**The problem**
From the listing below, pick out each line with the word "this".

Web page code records
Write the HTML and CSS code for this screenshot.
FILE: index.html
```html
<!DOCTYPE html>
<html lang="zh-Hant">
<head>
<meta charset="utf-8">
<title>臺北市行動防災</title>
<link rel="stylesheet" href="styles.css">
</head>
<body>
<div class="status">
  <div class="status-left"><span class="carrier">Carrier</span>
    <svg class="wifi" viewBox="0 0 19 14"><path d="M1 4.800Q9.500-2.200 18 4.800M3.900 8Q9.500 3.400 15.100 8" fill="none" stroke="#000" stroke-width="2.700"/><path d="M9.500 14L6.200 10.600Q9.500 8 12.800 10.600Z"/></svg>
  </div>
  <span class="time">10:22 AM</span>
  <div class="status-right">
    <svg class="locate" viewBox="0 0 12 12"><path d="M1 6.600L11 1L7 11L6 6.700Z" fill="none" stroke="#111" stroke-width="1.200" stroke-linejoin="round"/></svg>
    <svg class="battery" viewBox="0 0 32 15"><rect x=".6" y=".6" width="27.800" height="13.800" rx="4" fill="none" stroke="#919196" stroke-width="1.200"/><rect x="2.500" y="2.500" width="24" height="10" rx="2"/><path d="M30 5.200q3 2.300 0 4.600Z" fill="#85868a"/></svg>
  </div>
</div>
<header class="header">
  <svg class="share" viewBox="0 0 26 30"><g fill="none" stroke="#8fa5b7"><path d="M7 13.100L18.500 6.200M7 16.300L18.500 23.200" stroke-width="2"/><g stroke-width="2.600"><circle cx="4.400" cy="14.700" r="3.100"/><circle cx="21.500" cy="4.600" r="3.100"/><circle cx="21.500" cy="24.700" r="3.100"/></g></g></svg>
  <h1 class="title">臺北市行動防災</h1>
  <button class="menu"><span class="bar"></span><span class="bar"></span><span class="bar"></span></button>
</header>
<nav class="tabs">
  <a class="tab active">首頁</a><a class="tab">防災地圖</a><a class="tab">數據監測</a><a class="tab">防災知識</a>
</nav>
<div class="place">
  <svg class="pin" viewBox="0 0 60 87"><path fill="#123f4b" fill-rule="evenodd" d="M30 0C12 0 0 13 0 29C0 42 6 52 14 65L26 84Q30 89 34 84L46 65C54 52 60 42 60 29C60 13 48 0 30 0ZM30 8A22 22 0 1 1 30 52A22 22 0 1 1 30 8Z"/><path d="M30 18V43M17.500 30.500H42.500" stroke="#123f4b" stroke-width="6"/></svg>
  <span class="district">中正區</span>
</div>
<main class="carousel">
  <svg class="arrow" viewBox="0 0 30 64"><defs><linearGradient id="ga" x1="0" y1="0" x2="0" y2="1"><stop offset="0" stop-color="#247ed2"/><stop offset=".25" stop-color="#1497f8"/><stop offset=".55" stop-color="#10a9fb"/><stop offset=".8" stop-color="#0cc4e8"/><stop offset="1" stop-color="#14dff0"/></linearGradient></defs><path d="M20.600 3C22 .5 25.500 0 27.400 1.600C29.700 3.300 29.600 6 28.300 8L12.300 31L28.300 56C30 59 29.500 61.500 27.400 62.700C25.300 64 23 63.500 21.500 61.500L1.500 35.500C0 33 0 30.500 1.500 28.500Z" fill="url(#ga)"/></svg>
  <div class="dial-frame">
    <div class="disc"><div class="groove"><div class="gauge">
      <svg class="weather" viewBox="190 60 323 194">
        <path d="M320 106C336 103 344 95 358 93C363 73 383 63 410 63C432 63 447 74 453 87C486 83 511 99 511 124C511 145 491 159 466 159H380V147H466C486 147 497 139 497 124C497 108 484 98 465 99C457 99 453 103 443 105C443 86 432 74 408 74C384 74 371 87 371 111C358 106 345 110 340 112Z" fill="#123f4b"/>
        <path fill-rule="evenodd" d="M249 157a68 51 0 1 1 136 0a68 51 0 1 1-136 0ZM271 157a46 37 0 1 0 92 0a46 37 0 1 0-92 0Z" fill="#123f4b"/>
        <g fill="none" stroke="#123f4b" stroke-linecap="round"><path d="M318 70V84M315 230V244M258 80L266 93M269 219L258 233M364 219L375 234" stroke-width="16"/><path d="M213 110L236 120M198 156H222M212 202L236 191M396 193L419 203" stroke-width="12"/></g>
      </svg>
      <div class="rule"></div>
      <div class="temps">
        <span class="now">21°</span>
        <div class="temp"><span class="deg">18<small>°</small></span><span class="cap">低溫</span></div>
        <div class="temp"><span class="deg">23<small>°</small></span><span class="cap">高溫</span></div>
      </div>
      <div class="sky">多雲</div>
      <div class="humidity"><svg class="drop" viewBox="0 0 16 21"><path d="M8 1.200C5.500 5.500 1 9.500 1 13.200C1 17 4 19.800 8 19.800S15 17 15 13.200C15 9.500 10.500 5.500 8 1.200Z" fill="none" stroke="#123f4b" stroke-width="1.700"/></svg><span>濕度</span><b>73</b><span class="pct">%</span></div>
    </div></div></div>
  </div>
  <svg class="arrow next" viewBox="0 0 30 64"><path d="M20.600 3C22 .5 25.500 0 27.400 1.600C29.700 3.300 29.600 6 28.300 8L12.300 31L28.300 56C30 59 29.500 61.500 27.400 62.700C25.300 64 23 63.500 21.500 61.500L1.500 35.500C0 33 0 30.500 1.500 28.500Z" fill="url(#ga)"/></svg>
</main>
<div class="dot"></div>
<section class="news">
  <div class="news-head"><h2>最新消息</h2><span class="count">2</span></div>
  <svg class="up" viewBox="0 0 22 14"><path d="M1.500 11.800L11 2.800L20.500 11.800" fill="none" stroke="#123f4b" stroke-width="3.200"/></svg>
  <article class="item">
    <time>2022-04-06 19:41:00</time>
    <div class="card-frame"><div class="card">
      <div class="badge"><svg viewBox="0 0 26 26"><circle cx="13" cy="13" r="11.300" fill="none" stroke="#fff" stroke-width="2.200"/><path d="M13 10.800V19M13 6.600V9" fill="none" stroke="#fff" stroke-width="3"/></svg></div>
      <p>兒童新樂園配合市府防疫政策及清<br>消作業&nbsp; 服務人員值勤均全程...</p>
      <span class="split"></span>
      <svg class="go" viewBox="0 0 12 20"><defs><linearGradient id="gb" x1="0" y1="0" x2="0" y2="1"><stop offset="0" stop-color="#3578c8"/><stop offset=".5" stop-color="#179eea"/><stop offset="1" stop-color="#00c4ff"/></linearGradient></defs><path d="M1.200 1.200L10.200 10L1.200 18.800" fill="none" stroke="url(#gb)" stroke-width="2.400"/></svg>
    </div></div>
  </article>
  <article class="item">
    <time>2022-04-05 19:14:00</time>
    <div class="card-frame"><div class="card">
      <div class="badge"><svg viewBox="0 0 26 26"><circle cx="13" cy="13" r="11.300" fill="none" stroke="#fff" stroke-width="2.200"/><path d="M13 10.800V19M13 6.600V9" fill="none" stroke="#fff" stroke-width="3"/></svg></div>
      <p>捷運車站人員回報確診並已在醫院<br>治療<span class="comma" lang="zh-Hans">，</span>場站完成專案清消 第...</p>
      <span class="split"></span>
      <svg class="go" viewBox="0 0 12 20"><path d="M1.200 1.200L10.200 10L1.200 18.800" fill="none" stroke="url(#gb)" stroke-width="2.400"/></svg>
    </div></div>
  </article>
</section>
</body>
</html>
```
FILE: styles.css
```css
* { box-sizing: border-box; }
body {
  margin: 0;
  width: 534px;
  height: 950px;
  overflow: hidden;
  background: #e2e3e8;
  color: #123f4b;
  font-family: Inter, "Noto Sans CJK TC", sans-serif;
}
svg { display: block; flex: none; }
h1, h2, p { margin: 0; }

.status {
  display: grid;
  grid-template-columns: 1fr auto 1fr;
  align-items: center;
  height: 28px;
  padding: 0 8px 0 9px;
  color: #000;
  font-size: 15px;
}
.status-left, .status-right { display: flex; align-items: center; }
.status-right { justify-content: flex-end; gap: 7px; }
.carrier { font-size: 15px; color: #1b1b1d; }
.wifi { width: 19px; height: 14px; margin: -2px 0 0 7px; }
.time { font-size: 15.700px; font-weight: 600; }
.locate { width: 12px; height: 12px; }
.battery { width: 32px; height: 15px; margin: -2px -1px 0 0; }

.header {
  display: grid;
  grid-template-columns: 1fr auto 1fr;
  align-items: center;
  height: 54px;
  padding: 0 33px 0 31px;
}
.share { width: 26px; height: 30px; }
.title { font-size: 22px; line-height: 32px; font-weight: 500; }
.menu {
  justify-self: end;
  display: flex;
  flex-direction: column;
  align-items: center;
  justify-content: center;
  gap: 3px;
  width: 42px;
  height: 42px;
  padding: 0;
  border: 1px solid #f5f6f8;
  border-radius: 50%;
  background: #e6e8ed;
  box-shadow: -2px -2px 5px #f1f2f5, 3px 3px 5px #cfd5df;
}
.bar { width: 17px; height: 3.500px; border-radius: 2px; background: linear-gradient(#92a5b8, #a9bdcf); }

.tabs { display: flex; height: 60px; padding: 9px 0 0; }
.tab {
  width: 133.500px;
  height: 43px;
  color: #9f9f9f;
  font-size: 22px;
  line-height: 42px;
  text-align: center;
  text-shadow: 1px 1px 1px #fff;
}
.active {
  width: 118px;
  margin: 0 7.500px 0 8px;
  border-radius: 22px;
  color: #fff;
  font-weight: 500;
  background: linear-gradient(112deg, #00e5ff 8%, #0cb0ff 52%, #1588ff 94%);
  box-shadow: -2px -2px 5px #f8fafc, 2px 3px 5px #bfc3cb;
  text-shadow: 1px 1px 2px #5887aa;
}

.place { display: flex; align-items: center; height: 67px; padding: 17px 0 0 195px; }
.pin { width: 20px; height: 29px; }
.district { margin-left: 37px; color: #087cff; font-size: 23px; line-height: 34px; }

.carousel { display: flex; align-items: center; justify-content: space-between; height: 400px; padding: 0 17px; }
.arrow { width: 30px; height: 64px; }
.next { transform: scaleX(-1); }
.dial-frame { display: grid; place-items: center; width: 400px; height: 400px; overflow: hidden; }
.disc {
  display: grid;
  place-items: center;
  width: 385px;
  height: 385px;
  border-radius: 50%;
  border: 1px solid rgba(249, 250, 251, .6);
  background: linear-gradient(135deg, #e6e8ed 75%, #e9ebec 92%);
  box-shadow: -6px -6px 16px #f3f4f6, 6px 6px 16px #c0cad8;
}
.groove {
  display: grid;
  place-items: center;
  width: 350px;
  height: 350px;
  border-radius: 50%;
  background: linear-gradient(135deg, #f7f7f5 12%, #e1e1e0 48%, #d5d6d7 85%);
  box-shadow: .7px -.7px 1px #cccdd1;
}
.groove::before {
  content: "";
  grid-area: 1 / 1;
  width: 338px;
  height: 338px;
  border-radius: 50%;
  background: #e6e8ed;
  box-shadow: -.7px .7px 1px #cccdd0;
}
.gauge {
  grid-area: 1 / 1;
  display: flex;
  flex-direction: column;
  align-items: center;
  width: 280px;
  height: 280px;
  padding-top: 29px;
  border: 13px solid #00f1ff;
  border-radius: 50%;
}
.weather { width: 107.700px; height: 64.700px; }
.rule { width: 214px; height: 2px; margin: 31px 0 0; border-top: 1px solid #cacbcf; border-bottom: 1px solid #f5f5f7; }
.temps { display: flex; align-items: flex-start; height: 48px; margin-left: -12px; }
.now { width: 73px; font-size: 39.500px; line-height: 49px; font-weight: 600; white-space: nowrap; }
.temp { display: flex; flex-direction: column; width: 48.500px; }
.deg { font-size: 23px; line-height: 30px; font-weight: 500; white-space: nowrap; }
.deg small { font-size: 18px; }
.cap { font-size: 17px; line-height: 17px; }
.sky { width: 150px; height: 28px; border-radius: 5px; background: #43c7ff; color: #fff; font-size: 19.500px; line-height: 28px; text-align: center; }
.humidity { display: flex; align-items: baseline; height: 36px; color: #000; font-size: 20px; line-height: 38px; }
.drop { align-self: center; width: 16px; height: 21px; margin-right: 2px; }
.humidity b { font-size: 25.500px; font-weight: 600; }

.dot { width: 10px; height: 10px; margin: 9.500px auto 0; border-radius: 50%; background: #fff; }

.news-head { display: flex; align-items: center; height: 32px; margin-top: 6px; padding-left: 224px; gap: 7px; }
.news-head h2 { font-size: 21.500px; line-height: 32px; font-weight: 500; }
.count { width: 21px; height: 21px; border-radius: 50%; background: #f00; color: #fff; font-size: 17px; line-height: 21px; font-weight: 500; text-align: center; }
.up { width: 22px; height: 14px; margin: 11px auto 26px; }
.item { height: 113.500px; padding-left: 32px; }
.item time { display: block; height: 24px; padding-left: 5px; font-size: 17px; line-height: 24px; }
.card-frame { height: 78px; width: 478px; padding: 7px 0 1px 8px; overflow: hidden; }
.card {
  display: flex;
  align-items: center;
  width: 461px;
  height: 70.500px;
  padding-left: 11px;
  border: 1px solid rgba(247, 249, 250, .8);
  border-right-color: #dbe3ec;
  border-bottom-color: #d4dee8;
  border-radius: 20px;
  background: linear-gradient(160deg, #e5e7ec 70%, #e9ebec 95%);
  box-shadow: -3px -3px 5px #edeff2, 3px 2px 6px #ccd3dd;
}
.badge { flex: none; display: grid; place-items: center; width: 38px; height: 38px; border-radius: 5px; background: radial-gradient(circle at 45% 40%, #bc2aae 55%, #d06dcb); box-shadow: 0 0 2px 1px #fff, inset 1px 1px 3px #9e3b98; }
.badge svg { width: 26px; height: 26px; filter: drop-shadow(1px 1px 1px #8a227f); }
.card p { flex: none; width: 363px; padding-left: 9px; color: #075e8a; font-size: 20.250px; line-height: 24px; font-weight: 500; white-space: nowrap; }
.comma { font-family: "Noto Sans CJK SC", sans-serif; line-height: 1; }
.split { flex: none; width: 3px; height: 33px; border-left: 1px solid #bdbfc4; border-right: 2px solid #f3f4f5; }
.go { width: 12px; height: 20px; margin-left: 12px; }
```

==

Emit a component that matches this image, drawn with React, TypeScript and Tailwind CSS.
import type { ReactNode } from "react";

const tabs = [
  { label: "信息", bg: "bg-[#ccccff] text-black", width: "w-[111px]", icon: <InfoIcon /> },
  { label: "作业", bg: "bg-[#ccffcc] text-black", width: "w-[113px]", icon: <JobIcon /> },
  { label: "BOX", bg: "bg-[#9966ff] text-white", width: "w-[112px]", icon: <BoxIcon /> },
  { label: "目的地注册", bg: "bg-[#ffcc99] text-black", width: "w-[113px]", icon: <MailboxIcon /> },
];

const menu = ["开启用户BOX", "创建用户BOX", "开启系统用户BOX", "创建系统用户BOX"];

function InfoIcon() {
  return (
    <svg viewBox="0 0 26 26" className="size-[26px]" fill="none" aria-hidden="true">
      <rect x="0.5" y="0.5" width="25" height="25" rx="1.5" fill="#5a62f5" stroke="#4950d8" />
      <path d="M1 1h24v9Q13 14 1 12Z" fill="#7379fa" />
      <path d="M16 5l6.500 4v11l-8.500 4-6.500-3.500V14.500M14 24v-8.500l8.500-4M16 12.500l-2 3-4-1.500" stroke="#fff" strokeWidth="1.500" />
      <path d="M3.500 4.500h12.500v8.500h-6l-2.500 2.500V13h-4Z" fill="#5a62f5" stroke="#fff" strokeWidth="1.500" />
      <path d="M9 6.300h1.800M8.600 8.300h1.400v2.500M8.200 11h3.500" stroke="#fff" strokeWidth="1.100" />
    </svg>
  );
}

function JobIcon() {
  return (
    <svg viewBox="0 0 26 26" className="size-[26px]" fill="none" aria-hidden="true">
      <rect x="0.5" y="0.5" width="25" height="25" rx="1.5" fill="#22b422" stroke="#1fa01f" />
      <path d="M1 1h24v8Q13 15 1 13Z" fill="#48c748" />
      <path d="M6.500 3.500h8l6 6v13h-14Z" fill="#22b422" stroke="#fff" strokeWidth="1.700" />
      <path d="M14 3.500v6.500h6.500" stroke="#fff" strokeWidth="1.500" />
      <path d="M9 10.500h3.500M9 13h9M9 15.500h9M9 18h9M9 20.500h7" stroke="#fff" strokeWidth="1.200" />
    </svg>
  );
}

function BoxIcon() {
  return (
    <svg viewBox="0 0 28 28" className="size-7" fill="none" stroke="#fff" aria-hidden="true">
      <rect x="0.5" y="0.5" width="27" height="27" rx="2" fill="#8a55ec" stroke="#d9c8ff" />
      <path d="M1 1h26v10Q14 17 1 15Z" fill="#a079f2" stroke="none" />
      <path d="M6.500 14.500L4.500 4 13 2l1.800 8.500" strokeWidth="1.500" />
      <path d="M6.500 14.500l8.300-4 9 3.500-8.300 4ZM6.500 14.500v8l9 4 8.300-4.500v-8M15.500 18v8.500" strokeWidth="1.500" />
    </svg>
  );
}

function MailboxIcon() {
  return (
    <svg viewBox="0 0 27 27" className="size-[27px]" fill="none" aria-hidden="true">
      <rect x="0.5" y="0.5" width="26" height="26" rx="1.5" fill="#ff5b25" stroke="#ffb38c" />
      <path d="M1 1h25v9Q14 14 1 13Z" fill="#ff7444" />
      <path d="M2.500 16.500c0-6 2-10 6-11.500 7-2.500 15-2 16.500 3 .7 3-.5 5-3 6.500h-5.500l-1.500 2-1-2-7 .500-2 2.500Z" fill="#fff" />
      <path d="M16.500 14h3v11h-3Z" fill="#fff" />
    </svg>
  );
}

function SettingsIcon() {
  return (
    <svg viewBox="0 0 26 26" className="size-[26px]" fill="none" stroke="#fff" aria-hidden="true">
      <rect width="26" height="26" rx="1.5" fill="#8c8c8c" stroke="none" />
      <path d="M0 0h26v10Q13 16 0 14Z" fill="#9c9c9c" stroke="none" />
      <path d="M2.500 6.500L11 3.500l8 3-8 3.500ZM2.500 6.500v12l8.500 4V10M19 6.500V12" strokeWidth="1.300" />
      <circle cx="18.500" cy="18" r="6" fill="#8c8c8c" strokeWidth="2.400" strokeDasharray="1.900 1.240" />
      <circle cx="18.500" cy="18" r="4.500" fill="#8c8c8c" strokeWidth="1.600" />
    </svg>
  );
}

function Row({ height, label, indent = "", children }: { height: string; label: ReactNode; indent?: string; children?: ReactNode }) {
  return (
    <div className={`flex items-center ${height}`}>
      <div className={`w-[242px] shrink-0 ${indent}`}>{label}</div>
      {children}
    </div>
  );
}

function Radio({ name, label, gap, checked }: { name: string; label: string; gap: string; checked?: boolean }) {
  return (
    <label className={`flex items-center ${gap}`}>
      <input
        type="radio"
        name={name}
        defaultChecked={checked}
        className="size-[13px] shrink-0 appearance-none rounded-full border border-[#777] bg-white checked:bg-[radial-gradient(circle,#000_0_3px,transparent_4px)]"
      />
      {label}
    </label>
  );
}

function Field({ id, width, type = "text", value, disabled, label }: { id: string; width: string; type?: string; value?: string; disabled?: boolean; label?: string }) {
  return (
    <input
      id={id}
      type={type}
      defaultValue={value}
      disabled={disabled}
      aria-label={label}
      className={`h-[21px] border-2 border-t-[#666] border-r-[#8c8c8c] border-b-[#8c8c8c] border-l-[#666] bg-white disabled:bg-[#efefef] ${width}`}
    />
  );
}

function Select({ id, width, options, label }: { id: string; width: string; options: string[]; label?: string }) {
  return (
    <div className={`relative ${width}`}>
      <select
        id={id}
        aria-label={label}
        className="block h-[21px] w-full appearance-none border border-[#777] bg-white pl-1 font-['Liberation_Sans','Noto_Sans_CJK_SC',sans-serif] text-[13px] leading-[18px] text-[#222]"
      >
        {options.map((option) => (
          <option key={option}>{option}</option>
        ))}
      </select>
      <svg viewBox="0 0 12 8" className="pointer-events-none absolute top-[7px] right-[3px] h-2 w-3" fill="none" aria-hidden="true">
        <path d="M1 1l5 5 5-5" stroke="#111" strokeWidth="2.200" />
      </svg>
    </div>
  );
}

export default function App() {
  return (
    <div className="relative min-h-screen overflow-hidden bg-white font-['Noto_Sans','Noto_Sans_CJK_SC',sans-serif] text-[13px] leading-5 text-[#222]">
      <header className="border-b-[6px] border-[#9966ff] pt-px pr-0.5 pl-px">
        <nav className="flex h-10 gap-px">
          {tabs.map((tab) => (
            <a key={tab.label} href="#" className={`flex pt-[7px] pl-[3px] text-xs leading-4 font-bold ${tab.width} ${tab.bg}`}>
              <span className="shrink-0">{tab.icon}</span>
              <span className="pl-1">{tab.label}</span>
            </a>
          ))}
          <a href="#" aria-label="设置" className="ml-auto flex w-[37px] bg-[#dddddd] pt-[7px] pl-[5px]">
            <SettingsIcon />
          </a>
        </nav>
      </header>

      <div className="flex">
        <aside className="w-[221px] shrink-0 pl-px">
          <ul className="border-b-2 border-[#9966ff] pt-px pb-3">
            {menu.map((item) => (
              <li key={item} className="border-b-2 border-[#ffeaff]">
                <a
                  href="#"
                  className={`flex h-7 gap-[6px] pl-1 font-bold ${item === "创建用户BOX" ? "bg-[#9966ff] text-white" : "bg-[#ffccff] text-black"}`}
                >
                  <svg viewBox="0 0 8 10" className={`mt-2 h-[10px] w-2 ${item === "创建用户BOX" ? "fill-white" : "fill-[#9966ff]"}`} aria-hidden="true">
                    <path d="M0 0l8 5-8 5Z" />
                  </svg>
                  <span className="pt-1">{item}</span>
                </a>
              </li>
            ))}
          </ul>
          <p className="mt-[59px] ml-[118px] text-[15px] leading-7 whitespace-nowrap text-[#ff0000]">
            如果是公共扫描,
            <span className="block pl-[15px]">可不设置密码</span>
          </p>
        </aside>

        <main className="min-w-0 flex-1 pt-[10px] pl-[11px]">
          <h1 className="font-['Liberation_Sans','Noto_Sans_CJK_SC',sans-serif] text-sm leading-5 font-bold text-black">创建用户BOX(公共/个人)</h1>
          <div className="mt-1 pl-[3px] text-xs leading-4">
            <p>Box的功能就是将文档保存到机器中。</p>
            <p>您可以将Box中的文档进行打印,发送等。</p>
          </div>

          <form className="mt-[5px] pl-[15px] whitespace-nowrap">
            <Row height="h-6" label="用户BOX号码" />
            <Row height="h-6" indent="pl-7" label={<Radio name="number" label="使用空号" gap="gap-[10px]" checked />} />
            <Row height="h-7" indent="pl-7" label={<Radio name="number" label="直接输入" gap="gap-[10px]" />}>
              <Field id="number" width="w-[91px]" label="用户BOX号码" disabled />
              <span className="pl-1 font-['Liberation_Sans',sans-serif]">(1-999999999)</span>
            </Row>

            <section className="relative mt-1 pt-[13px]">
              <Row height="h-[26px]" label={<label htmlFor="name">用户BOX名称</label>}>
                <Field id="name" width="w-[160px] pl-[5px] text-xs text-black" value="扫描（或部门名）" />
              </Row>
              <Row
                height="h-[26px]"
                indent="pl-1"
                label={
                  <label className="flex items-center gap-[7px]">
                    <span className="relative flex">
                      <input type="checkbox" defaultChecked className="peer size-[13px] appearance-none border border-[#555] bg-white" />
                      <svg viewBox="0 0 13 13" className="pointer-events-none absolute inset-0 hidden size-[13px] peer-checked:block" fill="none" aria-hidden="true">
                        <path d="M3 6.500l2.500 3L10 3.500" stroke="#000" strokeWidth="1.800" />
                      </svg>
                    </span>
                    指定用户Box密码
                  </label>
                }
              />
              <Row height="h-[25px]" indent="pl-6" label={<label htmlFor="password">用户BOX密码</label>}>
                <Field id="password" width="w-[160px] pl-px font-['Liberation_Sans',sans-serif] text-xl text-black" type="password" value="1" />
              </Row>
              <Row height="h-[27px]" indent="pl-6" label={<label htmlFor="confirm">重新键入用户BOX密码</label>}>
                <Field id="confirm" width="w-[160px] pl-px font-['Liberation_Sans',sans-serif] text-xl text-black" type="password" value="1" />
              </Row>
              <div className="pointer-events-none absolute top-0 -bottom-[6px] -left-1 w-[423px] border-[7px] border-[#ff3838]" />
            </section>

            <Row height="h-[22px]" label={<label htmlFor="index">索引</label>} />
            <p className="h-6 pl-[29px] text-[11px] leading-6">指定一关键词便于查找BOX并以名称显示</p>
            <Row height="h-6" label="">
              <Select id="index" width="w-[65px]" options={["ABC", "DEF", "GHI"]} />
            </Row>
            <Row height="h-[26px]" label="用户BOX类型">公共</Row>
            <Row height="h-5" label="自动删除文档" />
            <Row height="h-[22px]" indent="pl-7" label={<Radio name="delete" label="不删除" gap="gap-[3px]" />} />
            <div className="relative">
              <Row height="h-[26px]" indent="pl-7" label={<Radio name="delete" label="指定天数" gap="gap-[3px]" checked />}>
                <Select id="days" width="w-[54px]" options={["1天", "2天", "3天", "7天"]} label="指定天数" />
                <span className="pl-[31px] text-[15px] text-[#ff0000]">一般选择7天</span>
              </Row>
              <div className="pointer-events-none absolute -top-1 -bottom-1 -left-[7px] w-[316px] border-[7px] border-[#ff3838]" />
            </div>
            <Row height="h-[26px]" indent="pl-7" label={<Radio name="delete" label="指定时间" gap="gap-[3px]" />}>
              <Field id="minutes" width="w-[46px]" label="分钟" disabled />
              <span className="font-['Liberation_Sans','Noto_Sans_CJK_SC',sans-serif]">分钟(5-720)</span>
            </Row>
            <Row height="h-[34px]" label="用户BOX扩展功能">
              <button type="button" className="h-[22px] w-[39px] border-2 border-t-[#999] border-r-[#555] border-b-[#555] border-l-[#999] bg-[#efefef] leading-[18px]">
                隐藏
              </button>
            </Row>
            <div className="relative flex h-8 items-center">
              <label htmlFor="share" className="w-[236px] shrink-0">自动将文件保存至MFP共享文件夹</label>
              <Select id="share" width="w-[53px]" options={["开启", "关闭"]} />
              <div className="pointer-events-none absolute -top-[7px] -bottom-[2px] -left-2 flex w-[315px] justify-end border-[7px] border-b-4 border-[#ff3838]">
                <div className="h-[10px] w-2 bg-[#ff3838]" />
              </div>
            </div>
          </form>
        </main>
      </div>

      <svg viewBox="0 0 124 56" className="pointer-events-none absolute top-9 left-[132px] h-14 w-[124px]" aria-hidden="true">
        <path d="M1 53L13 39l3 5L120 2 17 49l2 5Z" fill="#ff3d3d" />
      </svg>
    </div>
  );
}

**Exercise answer**
Write the HTML and CSS code for this screenshot.
Emit a component that matches this image, drawn with React, TypeScript and Tailwind CSS.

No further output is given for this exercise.